** Source material **
= = = = = = =

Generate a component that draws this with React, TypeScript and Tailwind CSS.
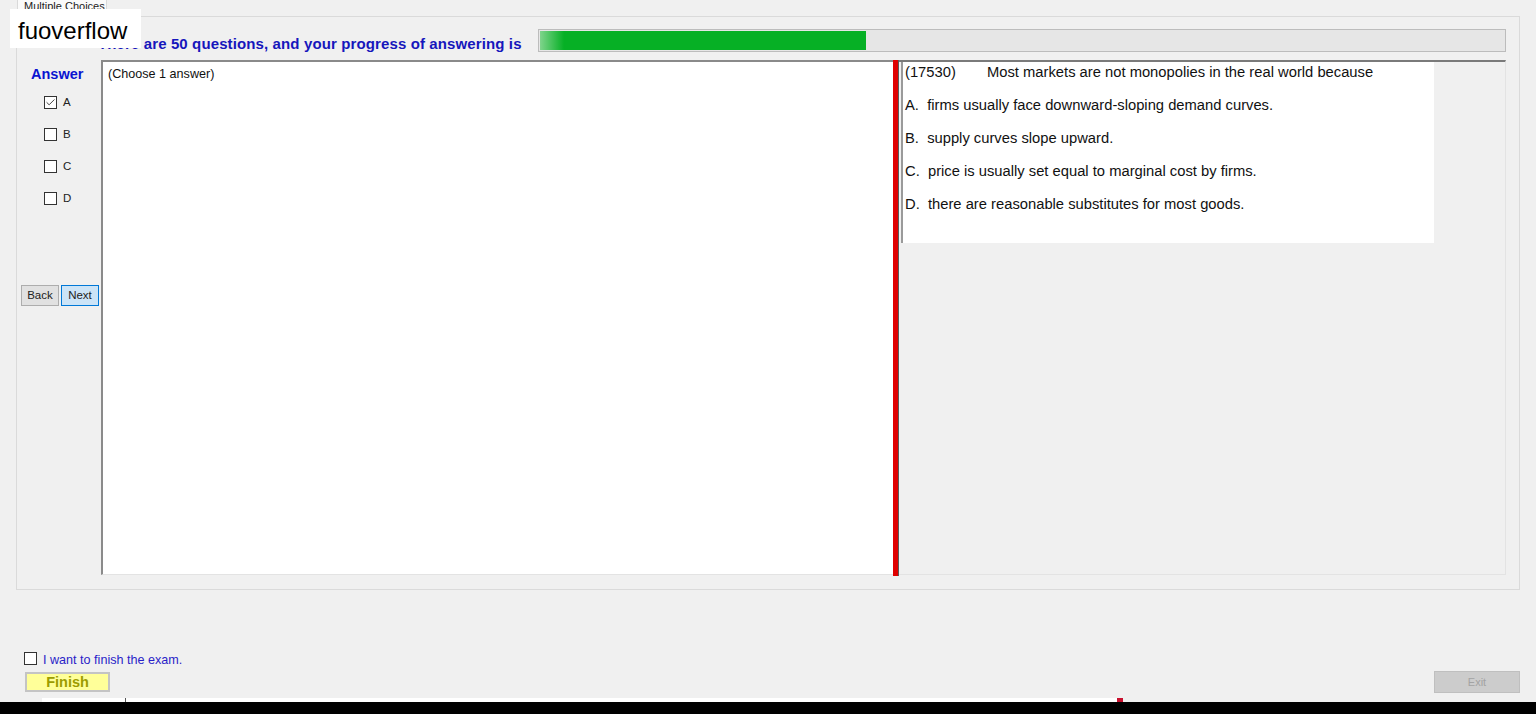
import { Check } from 'lucide-react';

const font = "font-['Liberation_Sans',Arial,sans-serif]";

function Box({ checked }: { checked?: boolean }) {
  return (
    <div className="w-[13px] h-[13px] border border-[#333333] bg-white flex items-center justify-center shrink-0">
      {checked && <Check className="w-[11px] h-[11px] text-[#333333]" strokeWidth={2} />}
    </div>
  );
}

const options = ['A', 'B', 'C', 'D'];

const choices = [
  'A.  firms usually face downward-sloping demand curves.',
  'B.  supply curves slope upward.',
  'C.  price is usually set equal to marginal cost by firms.',
  'D.  there are reasonable substitutes for most goods.',
];

export default function App() {
  return (
    <div className={`${font} relative w-[1536px] h-[714px] bg-[#f0f0f0] flex flex-col overflow-hidden text-black`}>
      {/* tab header */}
      <div className="h-[16px] pl-[17px] flex">
        <div className="w-[90px] h-[17px] -mt-[1px] bg-[#fafafa] border border-[#d9d9d9] border-b-0 text-[11px] leading-[12px] pl-[6px] text-[#222222]">
          Multiple Choices
        </div>
      </div>

      {/* tab page */}
      <div className="ml-[16px] w-[1504px] h-[574px] border border-[#dadada] flex flex-col pt-[12px]">
        <div className="flex h-[23px]">
          <div className="w-[521px] pl-[81px] pt-[6px] text-[15px] leading-[17px] tracking-[0.12px] font-bold text-[#1616bc] whitespace-nowrap">
            There are 50 questions, and your progress of answering is
          </div>
          <div className="w-[968px] h-[23px] border border-[#bcbcbc] bg-[#e6e6e6] p-px">
            <div className="w-[326px] h-full bg-[linear-gradient(90deg,#7fd48c_0px,#06b025_24px,#06b025_100%)]" />
          </div>
        </div>

        <div className="mt-[8px] h-[515px] flex">
          {/* answer column */}
          <div className="w-[84px] flex flex-col">
            <div className="pl-[14px] pt-[6px] text-[14.5px] leading-[17px] font-bold text-[#0a14d0]">Answer</div>
            <div className="flex flex-col gap-[19px] pl-[27px] mt-[13px]">
              {options.map((o, i) => (
                <div key={o} className="flex items-center gap-[6px] h-[13px]">
                  <Box checked={i === 0} />
                  <span className="text-[11.5px] leading-[13px] text-[#222222]">{o}</span>
                </div>
              ))}
            </div>
            <div className="flex gap-[2px] pl-[4px] mt-[80px]">
              <button className="w-[38px] h-[21px] bg-[#e1e1e1] border border-[#adadad] text-[11.5px] text-[#222222]">Back</button>
              <button className="w-[38px] h-[21px] bg-[#cce4f7] border border-[#0078d7] text-[11.5px] text-[#222222]">Next</button>
            </div>
          </div>

          {/* question text */}
          <div className="w-[792px] bg-white border-t-2 border-l-2 border-[#8a8a8a] border-b border-b-[#e3e3e3] pl-[5px] pt-[4px] text-[12.6px] leading-[16px] text-[#111111]">
            (Choose 1 answer)
          </div>

          {/* splitter */}
          <div className="w-[6px] h-[516px] bg-[#e00000] border-r border-[#5a5a5a]" />

          {/* choices panel */}
          <div className="w-[607px] border-t-2 border-[#7a7a7a] border-r border-r-[#e3e3e3] border-b border-b-[#e3e3e3]">
            <div className="ml-[2px] w-[533px] h-[181px] bg-white border-l-2 border-[#9a9a9a] pl-[2px] flex flex-col gap-[13px] text-[14.75px] leading-[20px] text-[#111111]">
              <div className="whitespace-nowrap">
                <span className="inline-block w-[82px]">(17530)</span>Most markets are not monopolies in the real world because
              </div>
              {choices.map(c => (
                <div key={c} className="whitespace-pre">{c}</div>
              ))}
            </div>
          </div>
        </div>
      </div>

      {/* finish area */}
      <div className="mt-[62px] pl-[24px] flex items-center gap-[6px] h-[13px]">
        <Box />
        <span className="text-[12.6px] leading-[14px] text-[#2a1ec8] pt-[2px]">I want to finish the exam.</span>
      </div>
      <div className="mt-[6px] h-[22px] flex items-center justify-between pl-[25px] pr-[16px]">
        <button className="w-[85px] h-[20px] bg-[#ffff99] border-2 border-[#c4c4c4] text-[14.5px] leading-[15px] font-bold text-[#9c9c00]">
          Finish
        </button>
        <button className="w-[86px] h-[22px] bg-[#cccccc] border border-[#bfbfbf] text-[11px] text-[#a3a3a3]">
          Exit
        </button>
      </div>
      <div className="mt-[5px] h-[4px] flex">
        <div className="ml-[42px] w-[1078px] h-[4px] bg-white relative">
          <div className="absolute left-[83px] top-0 w-px h-[4px] bg-[#555555]" />
          <div className="absolute left-[1075px] top-0 w-[6px] h-[4px] bg-[#c8102e]" />
        </div>
      </div>
      <div className="h-[12px] bg-black" />

      {/* watermark */}
      <div className="absolute left-[10px] top-[9px] w-[131px] h-[39px] bg-white text-[24px] leading-[28px] pl-[8px] pt-[8px] text-black">
        fuoverflow
      </div>
    </div>
  );
}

= = = = = = =

** Task prompt **
All of the data above should be quoted exactly, except for the pictures.

** Answer in full **
Generate a component that draws this with React, TypeScript and Tailwind CSS.
import { Check } from 'lucide-react';

const font = "font-['Liberation_Sans',Arial,sans-serif]";

function Box({ checked }: { checked?: boolean }) {
  return (
    <div className="w-[13px] h-[13px] border border-[#333333] bg-white flex items-center justify-center shrink-0">
      {checked && <Check className="w-[11px] h-[11px] text-[#333333]" strokeWidth={2} />}
    </div>
  );
}

const options = ['A', 'B', 'C', 'D'];

const choices = [
  'A.  firms usually face downward-sloping demand curves.',
  'B.  supply curves slope upward.',
  'C.  price is usually set equal to marginal cost by firms.',
  'D.  there are reasonable substitutes for most goods.',
];

export default function App() {
  return (
    <div className={`${font} relative w-[1536px] h-[714px] bg-[#f0f0f0] flex flex-col overflow-hidden text-black`}>
      {/* tab header */}
      <div className="h-[16px] pl-[17px] flex">
        <div className="w-[90px] h-[17px] -mt-[1px] bg-[#fafafa] border border-[#d9d9d9] border-b-0 text-[11px] leading-[12px] pl-[6px] text-[#222222]">
          Multiple Choices
        </div>
      </div>

      {/* tab page */}
      <div className="ml-[16px] w-[1504px] h-[574px] border border-[#dadada] flex flex-col pt-[12px]">
        <div className="flex h-[23px]">
          <div className="w-[521px] pl-[81px] pt-[6px] text-[15px] leading-[17px] tracking-[0.12px] font-bold text-[#1616bc] whitespace-nowrap">
            There are 50 questions, and your progress of answering is
          </div>
          <div className="w-[968px] h-[23px] border border-[#bcbcbc] bg-[#e6e6e6] p-px">
            <div className="w-[326px] h-full bg-[linear-gradient(90deg,#7fd48c_0px,#06b025_24px,#06b025_100%)]" />
          </div>
        </div>

        <div className="mt-[8px] h-[515px] flex">
          {/* answer column */}
          <div className="w-[84px] flex flex-col">
            <div className="pl-[14px] pt-[6px] text-[14.5px] leading-[17px] font-bold text-[#0a14d0]">Answer</div>
            <div className="flex flex-col gap-[19px] pl-[27px] mt-[13px]">
              {options.map((o, i) => (
                <div key={o} className="flex items-center gap-[6px] h-[13px]">
                  <Box checked={i === 0} />
                  <span className="text-[11.5px] leading-[13px] text-[#222222]">{o}</span>
                </div>
              ))}
            </div>
            <div className="flex gap-[2px] pl-[4px] mt-[80px]">
              <button className="w-[38px] h-[21px] bg-[#e1e1e1] border border-[#adadad] text-[11.5px] text-[#222222]">Back</button>
              <button className="w-[38px] h-[21px] bg-[#cce4f7] border border-[#0078d7] text-[11.5px] text-[#222222]">Next</button>
            </div>
          </div>

          {/* question text */}
          <div className="w-[792px] bg-white border-t-2 border-l-2 border-[#8a8a8a] border-b border-b-[#e3e3e3] pl-[5px] pt-[4px] text-[12.6px] leading-[16px] text-[#111111]">
            (Choose 1 answer)
          </div>

          {/* splitter */}
          <div className="w-[6px] h-[516px] bg-[#e00000] border-r border-[#5a5a5a]" />

          {/* choices panel */}
          <div className="w-[607px] border-t-2 border-[#7a7a7a] border-r border-r-[#e3e3e3] border-b border-b-[#e3e3e3]">
            <div className="ml-[2px] w-[533px] h-[181px] bg-white border-l-2 border-[#9a9a9a] pl-[2px] flex flex-col gap-[13px] text-[14.75px] leading-[20px] text-[#111111]">
              <div className="whitespace-nowrap">
                <span className="inline-block w-[82px]">(17530)</span>Most markets are not monopolies in the real world because
              </div>
              {choices.map(c => (
                <div key={c} className="whitespace-pre">{c}</div>
              ))}
            </div>
          </div>
        </div>
      </div>

      {/* finish area */}
      <div className="mt-[62px] pl-[24px] flex items-center gap-[6px] h-[13px]">
        <Box />
        <span className="text-[12.6px] leading-[14px] text-[#2a1ec8] pt-[2px]">I want to finish the exam.</span>
      </div>
      <div className="mt-[6px] h-[22px] flex items-center justify-between pl-[25px] pr-[16px]">
        <button className="w-[85px] h-[20px] bg-[#ffff99] border-2 border-[#c4c4c4] text-[14.5px] leading-[15px] font-bold text-[#9c9c00]">
          Finish
        </button>
        <button className="w-[86px] h-[22px] bg-[#cccccc] border border-[#bfbfbf] text-[11px] text-[#a3a3a3]">
          Exit
        </button>
      </div>
      <div className="mt-[5px] h-[4px] flex">
        <div className="ml-[42px] w-[1078px] h-[4px] bg-white relative">
          <div className="absolute left-[83px] top-0 w-px h-[4px] bg-[#555555]" />
          <div className="absolute left-[1075px] top-0 w-[6px] h-[4px] bg-[#c8102e]" />
        </div>
      </div>
      <div className="h-[12px] bg-black" />

      {/* watermark */}
      <div className="absolute left-[10px] top-[9px] w-[131px] h-[39px] bg-white text-[24px] leading-[28px] pl-[8px] pt-[8px] text-black">
        fuoverflow
      </div>
    </div>
  );
}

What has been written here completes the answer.